Both cards work at most retailers, restaurants, and online stores. The gap shows up with hotels and rental car agencies. These businesses routinely place a temporary hold, sometimes called a pre-authorization, on your card to cover potential incidental charges or damage.

With a credit card, the hold reduces your available credit but doesn’t touch your cash. With a debit card, that hold freezes real money in your checking account, sometimes $200 to $500 or more, until the merchant releases it. Rental car companies are especially cautious with debit cards. Many require extra deposits, additional forms of ID, or even a credit check before handing over the keys. Some won’t accept debit cards at all for certain vehicle classes. The reason is straightforward: if damage or unpaid tolls appear after you return the car, the agency can charge a credit card without you present, but a debit card typically requires PIN entry, making after-the-fact charges difficult.

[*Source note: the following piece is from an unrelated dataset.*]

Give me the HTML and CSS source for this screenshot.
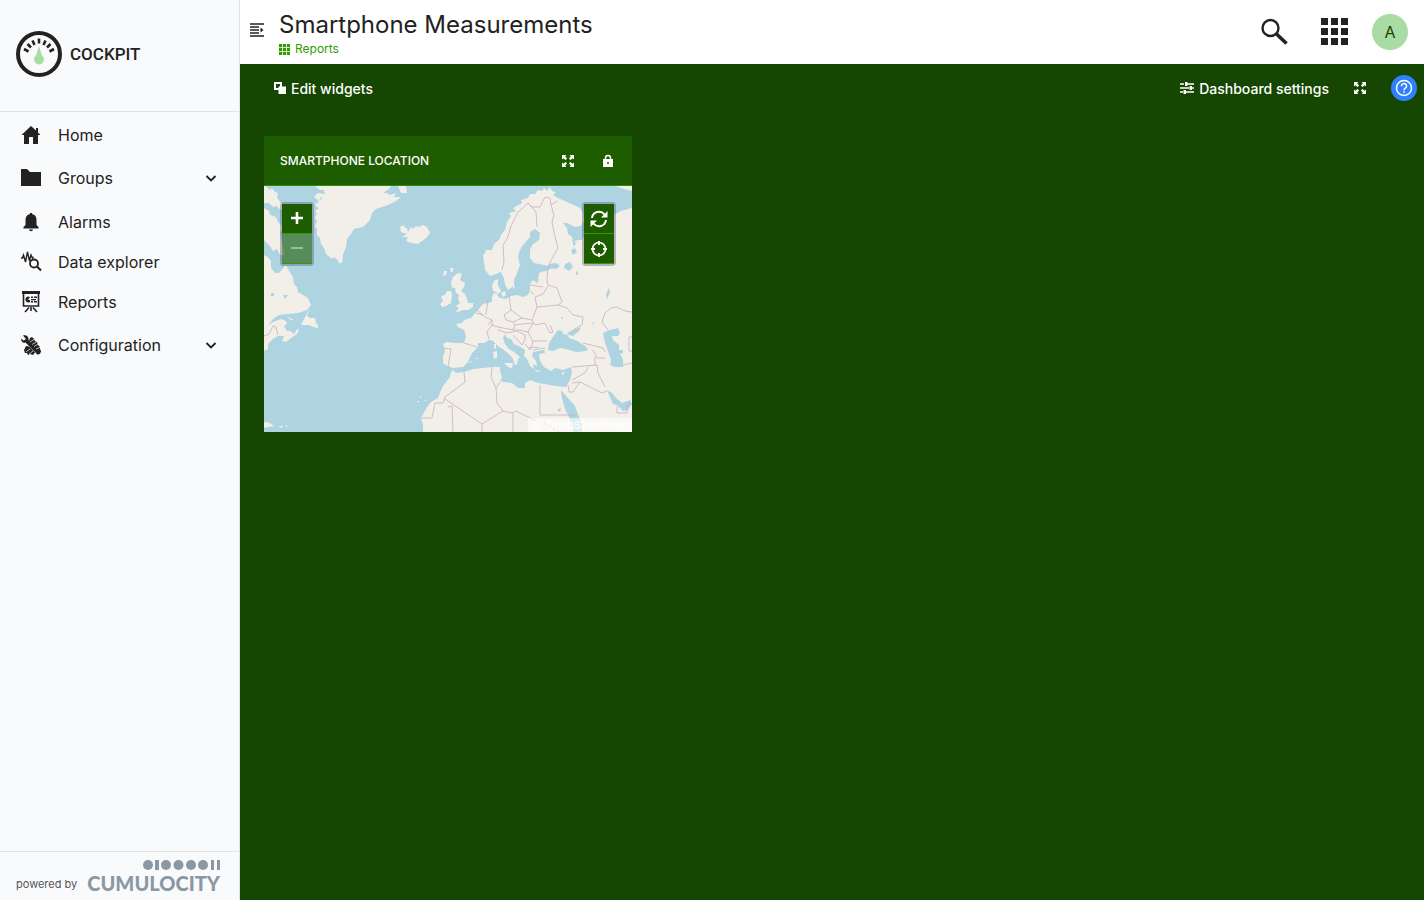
FILE: index.html
```html
<!DOCTYPE html>
<html lang="en">
<head>
  <meta charset="utf-8">
  <title>Smartphone Measurements</title>
  <link rel="stylesheet" href="styles.css">
</head>
<body>
  <div class="app">
    <aside class="navigator">
      <div class="app-title">
        <svg class="app-logo" viewBox="0 0 46 46">
          <circle cx="23" cy="23" r="21" fill="none" stroke="#222" stroke-width="4"/>
          <path d="M8 18l4.500 2.500M11.500 13l3.500 3.500M16.500 9.500l2 4.500M23 7.500v5M29.500 9.500l-2 4.500M34.500 13l-3.500 3.500M38 18l-4.500 2.500" fill="none" stroke="#222" stroke-width="2.600"/>
          <path d="M23 15l3 9.500a5 5 0 1 1-6 0z" fill="#a9dba4"/>
        </svg>
        <span>COCKPIT</span>
      </div>

      <nav class="nav">
        <a class="nav-item" href="#">
          <svg class="nav-icon" viewBox="0 0 22 22"><path d="M11 2L1.500 11H4v9h5v-7h4v7h5v-9h2.500L18 8.500V4h-2v2.500z" fill="#222"/></svg>
          <span>Home</span>
        </a>
        <a class="nav-item parent" href="#">
          <svg class="nav-icon" viewBox="0 0 22 22"><path d="M1 2h6l3 3h11v14H1z" fill="#222"/></svg>
          <span>Groups</span>
          <svg class="chevron" viewBox="0 0 12 12"><path d="M1.500 4L6 8.500 10.500 4" fill="none" stroke="#222" stroke-width="1.800"/></svg>
        </a>
        <a class="nav-item" href="#">
          <svg class="nav-icon" viewBox="0 0 22 22"><path d="M10 3V2h2v1c3 .500 4.500 3 4.500 6v5l2 2v1.500h-15V16l2-2V9C5.500 6 7 3.500 10 3zM9 18.500h4a2 1.800 0 0 1-4 0z" fill="#222"/></svg>
          <span>Alarms</span>
        </a>
        <a class="nav-item" href="#">
          <svg class="nav-icon" viewBox="0 0 22 22" fill="none" stroke="#222"><path d="M1 7h1.500l1-3 2 7 2-10 2 9 1.500-6 1.500 3 1-1" stroke-width="1.400"/><circle cx="14" cy="12.500" r="4" stroke-width="1.800"/><path d="M17 15.500l4 4" stroke-width="2.200"/></svg>
          <span>Data explorer</span>
        </a>
        <a class="nav-item" href="#">
          <svg class="nav-icon" viewBox="0 0 22 22"><path d="M2 0h18v3H2z" fill="#222"/><path d="M3.500 2v13h15V2M9 16.500l-4 4.500M13 16.500l4 4.500M11 16v4" fill="none" stroke="#222" stroke-width="1.600"/><path d="M10 6a3 3 0 1 0 0 5V9H8zM11 5.500h2V7h-2zM14 5.500h3V7h-3zM11 8h5v1.200h-5zM11 10h2v1.500h-2zM14 10h3v1.500h-3z" fill="#222"/></svg>
          <span>Reports</span>
        </a>
        <a class="nav-item parent" href="#">
          <svg class="nav-icon" viewBox="0 0 22 22"><path d="M3 1.500c3-1 6 1 5.500 4.500L21 17.500 18 21 5.500 8.500C3 9.500 1 7.500 1 4.500l2.500 2L6 5z" fill="#222"/><path d="M10 4l2-1 2 2 1 2 2 1 1 3 2 2v2l1 2-1 3h-3L9 7zM6 12l3 .500 6 6-2 2.500-3-1-2 1-1-2H5l-1-3z" fill="#222"/><path d="M10 8l5-3M12 10.500l5-3M14 12.500l5-3M16 15l5-2M6 18l4-3M9 20l4-3" stroke="#f9fafc" stroke-width=".700"/></svg>
          <span>Configuration</span>
          <svg class="chevron" viewBox="0 0 12 12"><path d="M1.500 4L6 8.500 10.500 4" fill="none" stroke="#222" stroke-width="1.800"/></svg>
        </a>
      </nav>

      <footer class="powered">
        <span class="powered-by">powered by</span>
        <div class="brand">
          <svg class="brand-dots" viewBox="0 0 77 10" fill="#8b97a3"><circle cx="5" cy="5" r="5"/><path d="M12 0h4v10h-4zM68 0h3v10h-3zM74 0h3v10h-3z"/><circle cx="23" cy="5" r="5"/><circle cx="35.500" cy="5" r="5"/><circle cx="48" cy="5" r="5"/><circle cx="60" cy="5" r="5"/></svg>
          <span class="brand-name">CUMULOCITY</span>
        </div>
      </footer>
    </aside>

    <main class="main">
      <header class="header">
        <button class="icon-btn toggle" aria-label="Toggle navigation">
          <svg viewBox="0 0 14 14" width="14" height="14"><path d="M0 1h14M0 4h9M0 7h9M0 10h9M0 13h14" stroke="#222" stroke-width="1.300"/><path d="M10.500 4.500L13.500 7l-3 2.500z" fill="#222"/></svg>
        </button>
        <div class="page-title">
          <h1>Smartphone Measurements</h1>
          <a class="breadcrumb" href="#">
            <svg viewBox="0 0 11 11" width="11" height="11"><path d="M0 0h3.200v3.200H0zM4 0h3.200v3.200H4zM8 0h3v3.200H8zM0 4h3.200v3.200H0zM4 4h3.200v3.200H4zM8 4h3v3.200H8zM0 8h3.200v3H0zM4 8h3.200v3H4zM8 8h3v3H8z" fill="#2f9c00"/></svg>
            <span>Reports</span>
          </a>
        </div>
        <div class="header-tools">
          <button class="icon-btn" aria-label="Search">
            <svg viewBox="0 0 28 28" width="28" height="28" fill="none" stroke="#222"><circle cx="10.500" cy="10" r="8" stroke-width="2.400"/><path d="M16.500 16l10 9.500" stroke-width="3.600"/></svg>
          </button>
          <button class="icon-btn" aria-label="Applications">
            <svg viewBox="0 0 28 28" width="28" height="28"><path d="M1 0h7v7H1zM11 0h7v7h-7zM21 0h7v7h-7zM1 10h7v7H1zM11 10h7v7h-7zM21 10h7v7h-7zM1 20h7v7H1zM11 20h7v7h-7zM21 20h7v7h-7z" fill="#222"/></svg>
          </button>
          <button class="avatar">A</button>
        </div>
      </header>

      <div class="action-bar">
        <button class="action">
          <svg viewBox="0 0 12 12" width="12" height="12"><path d="M1 1h6v6H1z" fill="none" stroke="#fff" stroke-width="2"/><path d="M4.500 4.500H12V12H4.500z" fill="#fff"/></svg>
          Edit widgets
        </button>
        <div class="action-right">
          <button class="action">
            <svg viewBox="0 0 14 12" width="14" height="12"><path d="M0 2h4M7 2h7M0 6h9M12 6h2M0 10h3M6 10h8" stroke="#fff" stroke-width="1.500"/><path d="M5 0h2.500v4H5zM9.500 4H12v4H9.500zM3.500 8H6v4H3.500z" fill="#fff"/></svg>
            Dashboard settings
          </button>
          <button class="icon-btn" aria-label="Full screen">
            <svg viewBox="0 0 12 12" width="12" height="12"><path d="M0 0h4.500L3.200 1.300 5 3.500 3.500 5 1.300 3.200 0 4.500zM12 0v4.500l-1.300-1.300L8.500 5 7 3.500l1.800-2.200L7.500 0zM0 12V7.500l1.300 1.300L3.500 7 5 8.500l-1.800 2.200L4.500 12zM12 12H7.500l1.300-1.300L7 8.500 8.500 7l2.200 1.800L12 7.500z" fill="#fff"/></svg>
          </button>
          <button class="help" aria-label="Help">
            <svg viewBox="0 0 18 18" width="18" height="18" fill="none" stroke="#fff"><circle cx="9" cy="9" r="7.500" stroke-width="1.500"/><path d="M6.500 7.200a2.500 2.500 0 1 1 3.800 2Q9 10 9 11.200M9 12.200v1.600" stroke-width="1.500"/></svg>
          </button>
        </div>
      </div>

      <section class="dashboard">
        <article class="widget">
          <div class="widget-header">
            <h2>SMARTPHONE LOCATION</h2>
            <button class="icon-btn" aria-label="Expand">
              <svg viewBox="0 0 12 12" width="12" height="12"><path d="M0 0h4.500L3.200 1.300 5 3.500 3.500 5 1.300 3.200 0 4.500zM12 0v4.500l-1.300-1.300L8.500 5 7 3.500l1.800-2.200L7.500 0zM0 12V7.500l1.300 1.300L3.500 7 5 8.500l-1.800 2.200L4.500 12zM12 12H7.500l1.300-1.300L7 8.500 8.500 7l2.200 1.800L12 7.500z" fill="#fff"/></svg>
            </button>
            <button class="icon-btn" aria-label="Lock">
              <svg viewBox="0 0 12 14" width="12" height="14"><path d="M1 5h10v8H1z" fill="#fff"/><path d="M3.500 6V4a2.500 2.500 0 0 1 5 0v2" fill="none" stroke="#fff" stroke-width="1.500"/><circle cx="6" cy="9" r="1" fill="#1d5d00"/></svg>
            </button>
          </div>
          <div class="map">
            <svg class="map-tiles" viewBox="0 0 368 246" preserveAspectRatio="xMidYMid slice">
              <g class="land">
                <!-- North America -->
                <path d="M0 0L3 1 6 4 8 2 11 6 14 7 13 11 16 16 21 21 17 24 12 20 9 21 5 17 0 17z"/>
                <path d="M0 22L5 25 6 29 12 31 14 36 19 41 16 47 18 57 21 69 16 69 13 63 9 65 6 60 0 54z"/>
                <path d="M0 69L4 71 7 75 7 82 11 87 15 87 20 81 22 79 25 85 29 91 30 98 33 101 34 106 39 109 44 112 47 119 43 124 34 127 24 128 15 129 10 132 4 139 9 136 17 133 22 135 23 138 20 140 23 145 26 145 30 148 33 143 35 144 33 148 27 152 22 156 18 155 20 150 14 150 9 153 4 158 4 163 0 165z"/>
                <path d="M46 122L43 130 46 132 51 132 52 137 54 139 54 143 51 141 49 141 45 139 37 139 40 133z"/>
                <path d="M22 130l8 4-3 0zM0 236l6 1 4 3-6 1-4 1zM14 240l5 0-1 2zM21 239l3 1-2 1z"/>
                <!-- Greenland -->
                <path d="M51 0l5 4 4 0 1 4-8-1 3 4 3 1-6 4 4 1-5 3 3 2-4 3 2 2-2 5 2 3-2 5 2 3 0 6 3 3 1 6 3 4 2 6 6 5 1-2 4 2 2 4 3 0 1-8 3-8 1-8 4-5 3-5 9-2 7-7 2-7 4-4 12-4 8-4 5-4-7 0 2-4-6 2-3-2-4 0 6-4 2-3z"/>
                <path d="M134 0h8l1 7-6 0zM50 11l4-4 3 3-2 5zM51 18l5-2 2 4-4 2z"/>
                <!-- Iceland -->
                <path d="M136 41l4-2 1 3 2 0 1 4 3-5 2 2 3-3 3 1 4-2 4 2 3 6-4 5-8 6-6-1-6-2 2-4-6 0 5-3-6-2z"/>
                <!-- British Isles -->
                <path d="M189 91L194 87 198 88 196 94 201 97 200 101 197 105 201 108 203 113 204 117 209 117 209 121 204 124 199 124 191 127 195 122 192 120 196 117 194 113 195 109 192 107 191 102 188 102 187 96z"/>
                <path d="M183 105L187 105 188 109 187 117 182 120 178 121 176 118 179 115 177 110 181 109z"/>
                <!-- Europe, Asia and Africa -->
                <path d="M219 69L222 66 221 64 228 64 230 58 235 54 237 49 241 44 243 36 247 30 245 27 252 25 249 22 258 17 257 14 264 12 266 8 271 8 274 4 278 5 280 2 283 5 286 1 288 5 292 6 289 9 294 12 303 16 312 20 316 22 319 27 320 34 317 40 311 41 303 37 299 37 303 42 304 48 308 51 309 56 314 54 318 54 321 49 320 42 326 38 330 40 335 34 343 32 351 28 357 25 368 22V246H159L159 239 157 232 163 221 167 216 174 212 177 204 179 200 186 191 187 186 189 184 192 187 200 186 209 183 219 182 228 181 236 181 236 185 238 191 236 195 240 196 248 197 254 202 261 202 261 197 266 194 274 197 286 199 292 200 302 201 306 194 308 186 307 181 299 184 291 182 287 185 280 181 276 175 275 168 281 167 280 164 275 165 269 166 268 170 272 175 273 180 269 178 270 183 266 180 263 173 260 170 261 164 255 160 250 158 247 153 243 152 241 148 239 152 241 158 245 163 250 166 256 171 254 173 253 178 251 179 249 173 246 169 240 164 234 160 229 155 225 154 220 157 214 157 214 161 208 167 206 171 204 176 199 181 189 182 183 180 179 177 179 171 181 165 179 158 183 156 191 157 200 157 202 151 200 144 194 141 192 138 198 137 200 134 207 132 213 125 219 118 228 116 228 111 230 107 228 100 230 95 234 93 234 99 237 105 233 109 236 112 242 113 247 110 253 109 259 111 264 109 266 104 266 98 269 94 273 97 275 94 273 89 277 86 282 85 288 82 281 79 275 78 270 77 266 72 266 64 268 59 275 54 276 47 271 43 266 46 266 51 259 59 256 64 254 71 256 79 253 87 250 94 250 100 244 104 241 99 240 92 237 86 232 88 226 90 221 84z"/>
                <path d="M237 107l4-2 1 4-3 2zM230 158l2 0 0 5-2-1zM229 166l4-1 0 7-3 1zM240 177l9 0-1 5-4-1zM271 184l6 1-2 1-4-1zM297 187l4-1-2 3zM276 170l2 1-2 1zM278 176l2 1-2 1zM250 98l1 4-2 1z"/>
                <path d="M351 0l17 0v5l-8-2zM153 215l2 0 0 1-2 0zM156 210l2 1-2 1zM160 214l3 0-2 1zM211 172l4 0-3 1zM205 176l3-1-1 2zM180 85l3 0-1 4-3 1zM186 82l3 0 0 4-2 0z"/>
              </g>
              <g class="water">
                <path d="M294 144L298 145 299 148 304 149 305 152 311 154 320 159 324 163 322 165 312 166 302 163 296 162 289 165 284 164 285 157 289 151z"/>
                <path d="M303 147l6-3 8-3-2 4-6 5-4-1z"/>
                <path d="M339 147L346 144 354 142 356 147 354 150 348 150 349 154 355 159 355 164 359 164 359 167 356 168 359 173 359 181 351 181 346 179 347 174 344 165 341 157z"/>
                <path d="M297 204L303 211 311 220 315 231 318 238V246H309L306 233 301 223 298 212z"/>
                <path d="M343 204L348 207 352 212 358 217 366 214 368 218 364 224 359 225 353 219 349 218z"/>
                <path d="M267 84l7 1 1 6-9 1zM285 78l7-1 4 3-4 3-8-1zM301 78l5-2 3 5-4 4-5-3zM312 85l3 3-3 1zM307 64l4-2 2 4-4 3zM308 54l4 3-2 4zM342 108l3-6 1 4-3 7zM297 131l3 1-3 1zM7 107l3 0 0 3-3 0zM19 109l5 0-3 4zM328 138l2-3-1 4zM293 224l4-2-1 4z"/>
              </g>
              <path class="border" d="M238 84L240 76 239 59 244 51 247 40 254 26 259 22 264 17 272 26 273 41M264 17L268 21 276 21 281 11 286 12 287 19 293 15M287 19L290 29 288 36 291 51 294 62 286 76 284 81 283 94 284 99 293 102 298 116 294 119 303 122 309 129 319 131 318 139 309 144M284 100L279 108 271 111 273 121 294 119M266 99L279 101M266 105L270 109M273 121L268 134 271 139 281 137 286 147 289 146 286 139M269 155L283 155M269 164L281 162"/>
              <path class="border" d="M245 109L247 124 240 129 242 134 249 136 258 132 268 134M247 124L258 132M251 139L249 144 234 141 228 139 223 146 225 153M249 136L251 139 258 138 269 137M249 144L256 144 264 146 269 137M234 144L243 147 253 145 261 149 261 154M249 149L258 159 261 154M264 146L269 156 266 164 261 158M213 124L221 131 228 134 224 139M212 127L219 129M224 114L222 129M228 134L228 139M230 106L233 107M200 157L213 161M179 162L187 163 184 181M264 162L272 161 275 162"/>
              <path class="border" d="M200 186L201 196 181 211 179 217H171L168 232H157M181 213L218 238 239 225 248 227 252 225 276 237M228 181L227 191 232 202 233 217 239 225M236 196L232 202M218 238V246M188 220L189 246M249 227V246M276 199V229H311M188 220L184 221M280 237L295 246M308 181L333 179 334 187 341 201M308 194L321 187 324 181M304 199L305 206 309 206 316 196 308 197M316 196L338 207 343 205M319 157L339 162 341 166M329 164L333 172 341 172M331 171L331 179M344 144L338 136 341 127 347 122 353 121 361 125 368 126M368 151H365V165H368M359 179L368 177M353 220L353 227H363L363 220 367 217M0 150L5 148 9 140 12 141 14 149"/>
            </svg>
            <div class="map-controls zoom">
              <button aria-label="Zoom in"><svg viewBox="0 0 14 14" width="14" height="14"><path d="M1 6h12M7 0v12" stroke="#fff" stroke-width="2.600"/></svg></button>
              <button aria-label="Zoom out" disabled><svg viewBox="0 0 14 14" width="14" height="14"><path d="M1 6h12" stroke="#9bd49b" stroke-width="1.600"/></svg></button>
            </div>
            <div class="map-controls locate">
              <button aria-label="Refresh"><svg viewBox="0 0 18 18" width="18" height="18" fill="none" stroke="#fff" stroke-width="2"><path d="M2 8a7 7 0 0 1 12.500-3.500M16 10a7 7 0 0 1-12.500 3.500"/><path d="M17.500 1v6.500H11zM.500 17v-6.500H7z" fill="#fff" stroke="none"/></svg></button>
              <button aria-label="Center"><svg viewBox="0 0 18 18" width="18" height="18" fill="none" stroke="#fff"><circle cx="9" cy="9" r="6.500" stroke-width="1.700"/><path d="M9 1v4M9 13v4M1 9h4M13 9h4" stroke-width="2"/></svg></button>
            </div>
            <div class="attribution"><span>©</span><a href="#">OpenStreetMap</a></div>
          </div>
        </article>
      </section>
    </main>
  </div>
</body>
</html>
```
FILE: styles.css
```css
* {
  box-sizing: border-box;
}

body {
  margin: 0;
  font-family: Inter, Roboto, sans-serif;
  font-size: 16px;
  color: #222;
}

a {
  color: inherit;
  text-decoration: none;
}

button {
  font-family: inherit;
  border: 0;
  padding: 0;
  background: none;
  cursor: pointer;
}

svg {
  display: block;
  flex: none;
}

.app {
  display: flex;
  min-height: 100vh;
}

/* navigator */
.navigator {
  display: flex;
  flex-direction: column;
  width: 240px;
  flex: none;
  background: #f9fafc;
  border-right: 1px solid #e0e3e6;
}

.app-title {
  display: flex;
  align-items: center;
  gap: 8px;
  height: 112px;
  padding: 0 16px 4px;
  border-bottom: 1px solid #e0e3e6;
  font-family: Roboto, sans-serif;
  font-size: 17px;
  font-weight: 500;
}

.app-logo {
  width: 46px;
  height: 46px;
}

.nav {
  flex: 1;
  padding-top: 3px;
}

.nav-item {
  display: flex;
  align-items: center;
  gap: 16px;
  height: 40px;
  padding: 0 20px;
}

.nav-item.parent {
  height: 47px;
  padding-bottom: 1px;
}

.nav-icon {
  width: 22px;
  height: 22px;
}

.chevron {
  width: 12px;
  height: 12px;
  margin-left: auto;
  margin-right: 2px;
}

.powered {
  display: flex;
  align-items: flex-end;
  justify-content: space-between;
  height: 49px;
  padding: 0 19px 8px 16px;
  border-top: 1px solid #e0e3e6;
}

.powered-by {
  font-size: 11px;
  line-height: 16px;
  color: #555;
  white-space: nowrap;
}

.brand {
  display: flex;
  flex-direction: column;
  align-items: flex-end;
  gap: 4px;
}

.brand-dots {
  width: 77px;
  height: 10px;
}

.brand-name {
  font-family: Lato, sans-serif;
  font-size: 20px;
  font-weight: 900;
  line-height: 18px;
  color: #8b97a3;
}

/* header */
.main {
  flex: 1;
  min-width: 0;
  display: flex;
  flex-direction: column;
  background: #154702;
}

.header {
  display: flex;
  align-items: center;
  height: 64px;
  padding: 0 16px 0 10px;
  background: #fff;
}

.icon-btn {
  display: flex;
}

.toggle {
  padding-bottom: 4px;
}

.page-title {
  flex: 1;
  display: flex;
  flex-direction: column;
  align-items: flex-start;
  padding-top: 2px;
  margin-left: 15px;
}

.page-title h1 {
  margin: 0;
  font-size: 24px;
  font-weight: 400;
  line-height: 32px;
}

.breadcrumb {
  display: flex;
  align-items: center;
  gap: 5px;
  font-size: 12px;
  line-height: 16px;
  color: #2f9c00;
}

.header-tools {
  display: flex;
  align-items: center;
  gap: 24px;
}

.header-tools .icon-btn {
  padding: 0 0 0 8px;
}

.avatar {
  width: 36px;
  height: 36px;
  border-radius: 50%;
  background: #a9dba4;
  color: #154702;
  font-size: 16px;
}

/* action bar */
.action-bar {
  display: flex;
  align-items: center;
  justify-content: space-between;
  height: 48px;
  padding: 0 7px 0 34px;
}

.action {
  display: flex;
  align-items: center;
  gap: 5px;
  color: #fff;
  font-size: 14px;
  font-weight: 500;
}

.action-right {
  display: flex;
  align-items: center;
  gap: 25px;
}

.help {
  display: flex;
  align-items: center;
  justify-content: center;
  width: 26px;
  height: 26px;
  border-radius: 50%;
  background: #2f80ff;
}

/* dashboard */
.dashboard {
  display: grid;
  grid-template-columns: repeat(3, 1fr);
  gap: 16px;
  padding: 24px;
}

.widget-header {
  display: flex;
  align-items: center;
  gap: 28px;
  height: 50px;
  padding: 0 18px 0 16px;
  background: #1d5d00;
  border-bottom: 1px solid #2f8c00;
}

.widget-header h2 {
  flex: 1;
  margin: 0;
  font-size: 12px;
  font-weight: 500;
  color: #fff;
}

.map {
  position: relative;
  aspect-ratio: 368 / 246;
  background: #aed3e1;
  overflow: hidden;
}

.map-tiles {
  width: 100%;
  height: 100%;
}

.land {
  fill: #f2efe9;
}

.water {
  fill: #aed3e1;
}

.border {
  fill: none;
  stroke: #c6aec2;
  stroke-width: .8;
}

.map-controls {
  position: absolute;
  top: 16px;
  border: 2px solid rgba(90, 90, 120, .4);
  border-radius: 4px;
}

.map-controls.zoom {
  left: 16px;
}

.map-controls.locate {
  right: 16px;
}

.map-controls button {
  display: flex;
  align-items: center;
  justify-content: center;
  width: 30px;
  height: 30px;
  background: #1d5d00;
  border-bottom: 1px solid #2f9c00;
}

.map-controls button:disabled {
  background: rgba(29, 93, 0, .6);
}

.attribution {
  position: absolute;
  right: 0;
  bottom: 0;
  display: flex;
  gap: 4px;
  padding: 0 4px;
  background: rgba(255, 255, 255, .6);
  color: #fff;
  font-size: 11px;
  line-height: 14px;
}
```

When Each Card Makes More Sense

A debit card is a strong choice for everyday spending when you want to stick to a budget and avoid debt entirely. Because you can only spend what’s in your account, there’s a built-in spending limit that no credit card provides. It’s also useful for ATM withdrawals, since pulling cash from a debit card linked to your checking account is typically free at in-network machines, while credit card cash advances are expensive.

A credit card is the better tool for online purchases, travel bookings, large transactions, and any situation where fraud protection matters most. The combination of stronger liability limits, rewards, and purchase protections makes it the safer and more rewarding option for spending you’d do anyway. The key is paying the balance in full each month so interest never enters the picture.

Many people use both: a debit card for cash withdrawals and small daily purchases, and a credit card for larger or riskier transactions where the extra protections and rewards justify the card. That combination gives you the spending discipline of a debit card and the safety net of a credit card without paying interest on either.